Coughton Court is a building steeped in history. Image Credit: CC BY 2.0 jo-h
A secretive 'priest hole' in an English Tudor mansion has been tied to the infamous 'Gunpowder Plot'.
Coughton Court in England, like many stately homes in the 16th century, had a priest hole - a hidden space designed to conceal priests during the anti-Catholic persecutions of that era.
At the time, Catholic priests were considered traitors and faced execution, however many of them chose to travel around in disguise while performing banned Catholic ceremonies in secret.
Priest holes, which were often no bigger than a small cupboard, would give them the opportunity to hide from the authorities for days at a time while visiting wealthy families across the country.

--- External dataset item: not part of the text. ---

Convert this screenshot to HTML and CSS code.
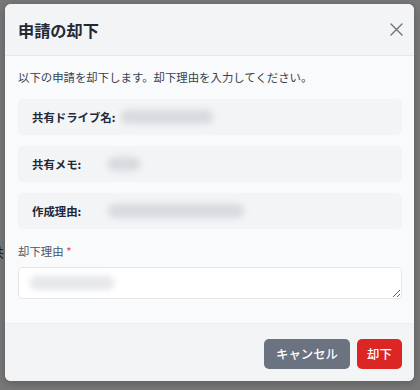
FILE: index.html
```html
<!DOCTYPE html>
<html lang="ja">
  <head>
    <meta charset="UTF-8" />
    <title>申請の却下</title>
    <link rel="stylesheet" href="styles.css">
  </head>
  <body>
    <div class="page">
      <p class="page-text">共</p>
    </div>

    <div class="overlay">
      <div class="modal">
        <div class="modal-header">
          <h2 class="modal-title">申請の却下</h2>
          <button class="close-btn" aria-label="閉じる">
            <svg width="13" height="13" viewBox="0 0 13 13">
              <path d="M1 1 L12 12 M12 1 L1 12" stroke="#6b7280" stroke-width="1.4" stroke-linecap="round" />
            </svg>
          </button>
        </div>

        <div class="modal-body">
          <p class="lead">以下の申請を却下します。却下理由を入力してください。</p>

          <div class="info-box">
            <span class="info-label">共有ドライブ名:</span>
            <span class="blur-value" style="width: 92px"></span>
          </div>
          <div class="info-box">
            <span class="info-label">共有メモ:</span>
            <span class="blur-value" style="width: 32px"></span>
          </div>
          <div class="info-box">
            <span class="info-label">作成理由:</span>
            <span class="blur-value" style="width: 136px"></span>
          </div>

          <label class="field-label">却下理由 <span class="required">*</span></label>
          <div class="textarea-wrap">
            <textarea class="reason"></textarea>
            <span class="blur-value blur-text"></span>
          </div>
        </div>

        <div class="modal-footer">
          <button class="btn btn-cancel">キャンセル</button>
          <button class="btn btn-reject">却下</button>
        </div>
      </div>
    </div>
  </body>
</html>
```

FILE: styles.css
```css
body {
  margin: 0;
  background-color: #787878;
  font-family: "Noto Sans CJK JP", "Noto Sans", sans-serif;
  height: 390px;
  overflow: hidden;
  position: relative;
}

.page {
  padding-top: 242px;
}

.page-text {
  margin: 0 0 0 -9px;
  font-size: 13px;
  color: #1f1f1f;
}

.overlay {
  position: absolute;
  top: 0;
  left: 0;
  right: 0;
  bottom: 0;
  padding: 4px 6px 0 5px;
}

.modal {
  width: 409px;
  height: 377px;
  background-color: #f9fafb;
  border-radius: 6px;
  box-shadow: 0 2px 8px rgba(0, 0, 0, 0.25);
  display: flex;
  flex-direction: column;
  overflow: hidden;
}

.modal-header {
  height: 51px;
  flex-shrink: 0;
  display: flex;
  align-items: center;
  justify-content: space-between;
  padding: 0 11px 0 13px;
  background-color: #f3f4f6;
  border-bottom: 1px solid #e5e7eb;
}

.modal-title {
  margin: 0;
  font-size: 16.2px;
  font-weight: 700;
  color: #1f2937;
}

.close-btn {
  border: none;
  background: none;
  padding: 0;
  width: 14px;
  height: 14px;
  display: flex;
  align-items: center;
  justify-content: center;
  margin-top: -1px;
}

.modal-body {
  flex: 1;
  padding: 13px 12px 0 13px;
}

.lead {
  margin: 0 0 14px;
  font-size: 11.4px;
  line-height: 16px;
  color: #374151;
}

.info-box {
  height: 36px;
  display: flex;
  align-items: center;
  padding: 0 14px;
  margin-bottom: 11px;
  background-color: #f3f4f6;
  border-radius: 5px;
}

.info-label {
  min-width: 70px;
  margin-right: 6px;
  font-size: 11.4px;
  font-weight: 700;
  color: #1f2937;
}

.blur-value {
  display: inline-block;
  height: 14px;
  background-color: #d8dadf;
  border-radius: 6px;
  filter: blur(3px);
}

.field-label {
  display: block;
  margin-top: 14px;
  font-size: 11.4px;
  line-height: 16px;
  color: #4b5563;
}

.required {
  color: #ef4444;
}

.textarea-wrap {
  position: relative;
  margin-top: 8px;
}

.reason {
  display: block;
  box-sizing: border-box;
  width: 100%;
  height: 32px;
  border: 1px solid #e5e7eb;
  border-radius: 4px;
  background-color: #ffffff;
  font-family: inherit;
  font-size: 11.4px;
}

.blur-text {
  position: absolute;
  left: 12px;
  top: 9px;
  width: 84px;
  background-color: #e6e7ea;
}

.modal-footer {
  height: 58px;
  flex-shrink: 0;
  display: flex;
  align-items: center;
  justify-content: flex-end;
  gap: 7px;
  padding: 2px 12px 0 0;
  box-sizing: border-box;
  background-color: #f3f4f6;
  border-top: 1px solid #eceef1;
}

.btn {
  height: 30px;
  padding: 0 11px;
  border: none;
  border-radius: 5px;
  font-family: inherit;
  font-size: 12.4px;
  font-weight: 500;
  color: #ffffff;
}

.btn-cancel {
  width: 86px;
  background-color: #6b7280;
}

.btn-reject {
  width: 45px;
  padding: 0;
  background-color: #dc2626;
}
```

Now researchers at the University of Nottingham have used 3D scanning techniques to reveal a priest hole hidden in the tower of Coughton Court - a building of particular historical significance.
The scans showed that this secretive space had been built using a 'double-blind' construction so that the real priest hole was hidden behind another secret space designed to fool the authorities.
"When they're searching, they think they've found the priest hole but it's empty, but actually the priest is hidden in the more concealed space beyond," said assistant professor Christopher King.
"And that's what happens at Coughton: there's one chamber under the floor in the turret of the tower, and then there is another trap door that goes through into a second space, which we assume is where the priest was actually hiding."
Coughton Court is well known for its connection to the infamous 'Gunpowder Plot' in which Guy Fawkes attempted to blow up the House of Lords and assassinate King James I in 1605.
On the night of the attempt, a group of Catholic conspirators met at the mansion to await news of the assassination. When it transpired that the plot had failed and that many of those involved had already been captured, the men fled in to the night.
Most of them were eventually captured themselves and executed for their treachery.